Voltage Drop Calculator
Estimate the voltage lost over a copper wire run from its gauge, length, and current draw.
Example
A 100 ft run of 12 AWG copper (0.4018 ohms/1000 ft) carrying 15 A on a 120 V circuit: Vdrop = 2 x 100 x 15 x 0.0004018 = 1.21 V, about 1.0%, leaving 118.8 V at the load.
How it works
For a two-conductor run, Vdrop = 2 x length(ft) x current(A) x R, where R is the wire resistance per foot (AWG ohms-per-1000ft divided by 1000). Voltage drop percent = Vdrop / source voltage x 100.
Good to know
This Voltage Drop Calculator estimates how much voltage is lost along a copper wire run based on four inputs: source voltage, current in amps, the one-way distance to the load, and the wire's AWG gauge. It returns the drop in volts, the drop as a percentage of source voltage, the voltage actually reaching the load, and a quick OK/High/Too much status flag. It's aimed at DIY electricians, electric vehicle and solar installers, RV and boat wiring, and anyone sizing a long run for lights, pumps, or outbuildings.
You'd reach for it whenever a circuit travels a long distance or carries heavy current, because resistance accumulates with both length and load. Common situations include running power to a detached garage or shed, wiring a well pump, planning a low-voltage landscape lighting loop, or checking whether a 12 AWG run is too thin for the distance. Enter your one-way length only; the tool automatically doubles it to account for both the outbound and return conductors.
Read the result against the status flag, which mirrors NEC guidance: at or below 3% is OK, 3 to 5% is High, and above 5% is Too much. The "voltage at load" figure is often the most practical number, since it tells you what the device will actually see at the far end. If the percentage is too high, you can lower it by choosing a thicker wire (a smaller AWG number), shortening the run, or reducing the current draw.
One caveat: this calculator assumes copper conductors at a standard reference temperature and uses DC-style resistance, so it does not factor in aluminum wire, conductor heating under sustained load, conduit fill, or AC power-factor and reactance effects on large feeders. Treat the output as a planning estimate and confirm final wire sizing and ampacity against code tables or a licensed electrician for anything that matters.
Frequently asked questions
Why is the length multiplied by 2?
Current flows out to the load and back through the return conductor, so the total wire the current travels is twice the one-way run length. The formula uses 2 x length to account for both conductors.
What voltage drop percentage is acceptable?
The NEC recommends a maximum of 3% drop on a branch circuit and 5% total including the feeder. Higher drops waste energy and can cause dimming lights, slow motors, or overheating.
Is my data uploaded anywhere?
No — this calculator runs entirely in your browser. Your inputs never leave your device, and it works offline once loaded.
Is this calculator free?
Yes, completely free with no sign-up and no limits.
People also ask
How do I reduce voltage drop on a long wire run?

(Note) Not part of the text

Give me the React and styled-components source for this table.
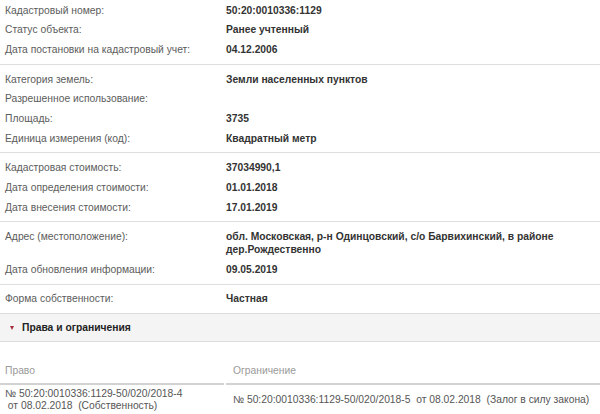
import React from "react";
import styled, { createGlobalStyle } from "styled-components";

const Global = createGlobalStyle`
  html, body { margin: 0; padding: 0; background: #fff; }
  body { font-family: "Liberation Sans", Arial, sans-serif; font-size: 10.3px; }
`;

const Page = styled.div`
  width: 600px;
  height: 414px;
  overflow: hidden;
  background: #fff;
`;

const Group = styled.div`
  padding: ${(p) => (p.$first ? "0.3px" : "4.45px")} 0 4.45px;
  border-bottom: 1px solid #dedede;
`;

const Row = styled.div`
  display: grid;
  grid-template-columns: 226px 1fr;
  padding: 3.35px 0;
  line-height: 13px;
`;

const Label = styled.div`
  padding-left: 5px;
  color: #5c5c5c;
`;

const Value = styled.div`
  color: #333;
  font-weight: bold;
`;

const Band = styled.div`
  display: flex;
  align-items: center;
  height: 27px;
  background: #f4f4f4;
  border-bottom: 1px solid #dcdcdc;
  padding-left: 10px;
  gap: 8px;
`;

const Caret = styled.span`
  width: 0;
  height: 0;
  border-left: 2.5px solid transparent;
  border-right: 2.5px solid transparent;
  border-top: 4px solid #a3303f;
  margin-top: 1px;
`;

const BandTitle = styled.span`
  font-weight: bold;
  color: #222;
`;

const Table = styled.div`
  margin-top: 22px;
  display: grid;
  grid-template-columns: 224px 1fr;
  column-gap: 2px;
`;

const HeadCell = styled.div`
  color: #9a9a9a;
  line-height: 13px;
  padding: 0 0 6.3px ${(p) => p.$pad}px;
  border-bottom: 2px solid #d2d2d2;
`;

const Cell = styled.div`
  color: #555;
  line-height: 11.5px;
  padding: 3px 0 3px ${(p) => p.$pad}px;
  white-space: pre;
  align-self: center;
`;

const groups = [
  [
    ["Кадастровый номер:", "50:20:0010336:1129"],
    ["Статус объекта:", "Ранее учтенный"],
    ["Дата постановки на кадастровый учет:", "04.12.2006"],
  ],
  [
    ["Категория земель:", "Земли населенных пунктов"],
    ["Разрешенное использование:", ""],
    ["Площадь:", "3735"],
    ["Единица измерения (код):", "Квадратный метр"],
  ],
  [
    ["Кадастровая стоимость:", "37034990,1"],
    ["Дата определения стоимости:", "01.01.2018"],
    ["Дата внесения стоимости:", "17.01.2019"],
  ],
  [
    [
      "Адрес (местоположение):",
      <>
        обл. Московская, р-н Одинцовский, с/о Барвихинский, в районе
        <br />
        дер.Рождественно
      </>,
    ],
    ["Дата обновления информации:", "09.05.2019"],
  ],
  [["Форма собственности:", "Частная"]],
];

export default function App() {
  return (
    <Page>
      <Global />
      {groups.map((g, i) => (
        <Group key={i} $first={i === 0}>
          {g.map(([l, v], j) => (
            <Row key={j}>
              <Label>{l}</Label>
              <Value>{v}</Value>
            </Row>
          ))}
        </Group>
      ))}
      <Band>
        <Caret />
        <BandTitle>Права и ограничения</BandTitle>
      </Band>
      <Table>
        <HeadCell $pad={5}>Право</HeadCell>
        <HeadCell $pad={7}>Ограничение</HeadCell>
        <Cell $pad={5}>
          {"№ 50:20:0010336:1129-50/020/2018-4\n от 08.02.2018  (Собственность)"}
        </Cell>
        <Cell $pad={7}>
          {"№ 50:20:0010336:1129-50/020/2018-5  от 08.02.2018  (Залог в силу закона)"}
        </Cell>
      </Table>
    </Page>
  );
}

You can lower voltage drop by using a thicker conductor (a lower AWG number), shortening the run distance, or reducing the current load. Increasing the source voltage also reduces the drop as a percentage. Upsizing the wire is the most common fix for long runs.
What happens if voltage drop is too high?
Excessive voltage drop means devices receive less voltage than rated, which can cause dim or flickering lights, motors that run hot or stall, electronics that misbehave, and wasted energy as heat in the wire. Persistent overheating in undersized conductors can also be a fire risk.
Does this calculator work for aluminum wire?
No. This tool uses copper conductor resistance values. Aluminum has roughly 60 to 65% higher resistance for the same gauge, so it would show a larger drop than copper of the same size and is not modeled here.
Is voltage drop different for AC and DC circuits?
For typical branch circuits the resistive calculation used here applies reasonably well to both. On large AC feeders, conductor reactance and power factor can add to the drop, so detailed AC sizing may use impedance values rather than resistance alone.
How does wire length affect voltage drop?
Voltage drop is directly proportional to length: doubling the run roughly doubles the drop, all else equal. Because current flows out and back, the calculator multiplies your one-way length by two to cover both conductors.
Why does higher current increase voltage drop?
Voltage drop equals current multiplied by resistance, so for a fixed wire the drop rises in direct proportion to the amperage. A run that is fine at a low load can exceed acceptable limits when the current increases.
What AWG wire size should I use for a 100-foot run?
It depends on the voltage, current, and acceptable drop, not distance alone. Enter your values and adjust the AWG until the status reads OK; for a 120 V, 15 A, 100 ft copper run, 12 AWG typically stays around 1%.